The history of Vanuatu begins obscurely. The commonly held theory of Vanuatu’s prehistory from archaeological evidence supports that peoples speaking Austronesian languages first came to the islands some 3,300 years ago. Pottery fragments have been found dating back to 1300 BC. What little is known of the pre-European contact history of Vanuatu has been gleaned from oral histories and legends.
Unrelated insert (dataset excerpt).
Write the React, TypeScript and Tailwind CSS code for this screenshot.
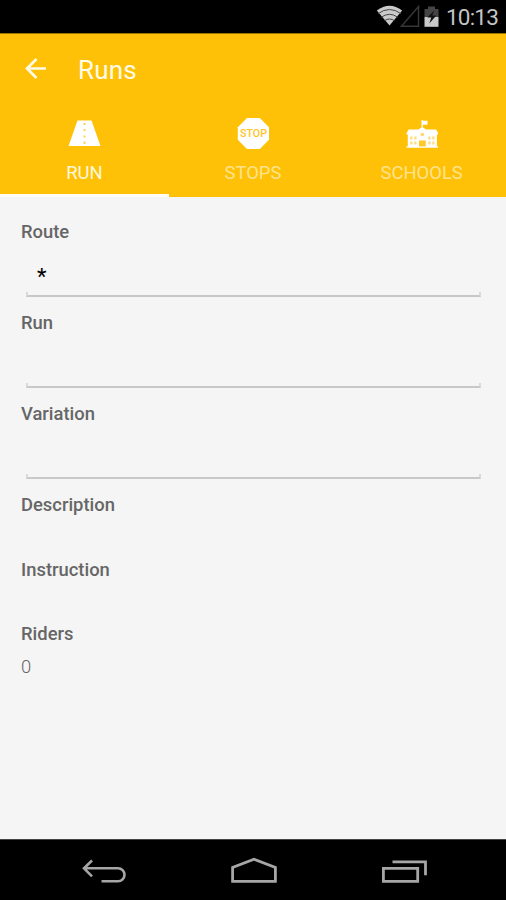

One important early king was Roy Mata, who united several tribes, and was buried in a large mound with several retainers.
European contact
The Vanuatu group of islands first had contact with Europeans in 1606, when the Portuguese explorer Pedro Fernandes de Queirós, sailing for the Spanish Crown, arrived on the largest island and called the group of islands La Austrialia del Espiritu Santo or “The Southern Land of the Holy Spirit”, believing he had arrived in Terra Australis or Australia. The Spanish established a short-lived settlement at Big Bay on the north side of the island. The name Espiritu Santo remains to this day.
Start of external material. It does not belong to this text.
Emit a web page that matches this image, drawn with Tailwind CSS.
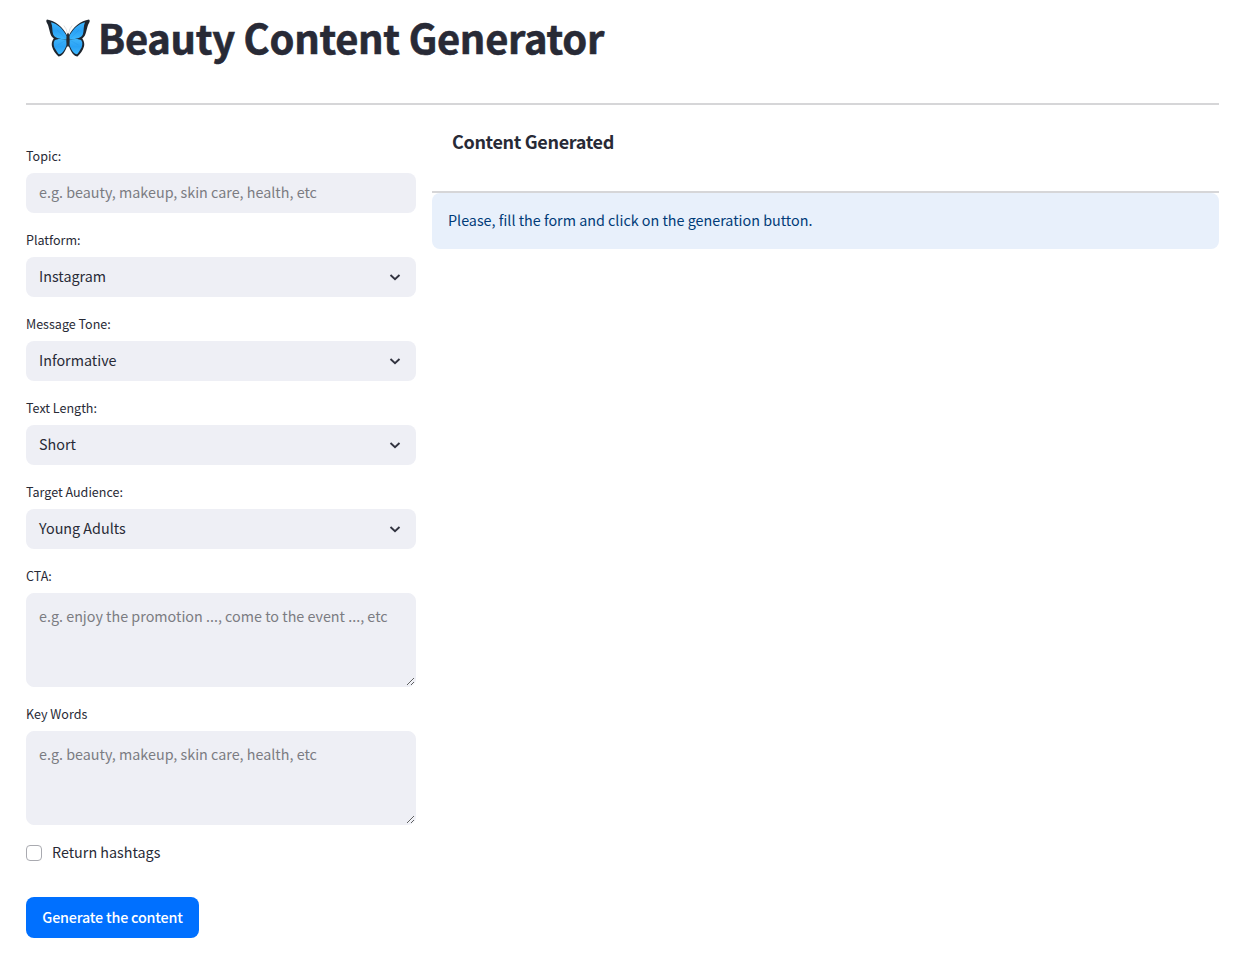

Europeans did not return until 1768, when Louis Antoine de Bougainville visited the islands, naming them the Great Cyclades. In 1774, Captain Cook named the islands the New Hebrides, a name that lasted until independence.
In 1825, trader Peter Dillon’s discovery of sandalwood on the island of Erromango began a rush that ended in 1830 after a clash between immigrant Polynesian workers and indigenous Melanesians. During the 1860s, planters in Australia, Fiji, New Caledonia, and the Samoan Islands, in need of labourers, orchestrated a long-term indentured labour trade known as “blackbirding”. At the height of the blackbirding, more than one-half the adult male population of several of the islands worked abroad. Fragmentary evidence indicates that the current population of Vanuatu is greatly reduced compared to pre-contact times.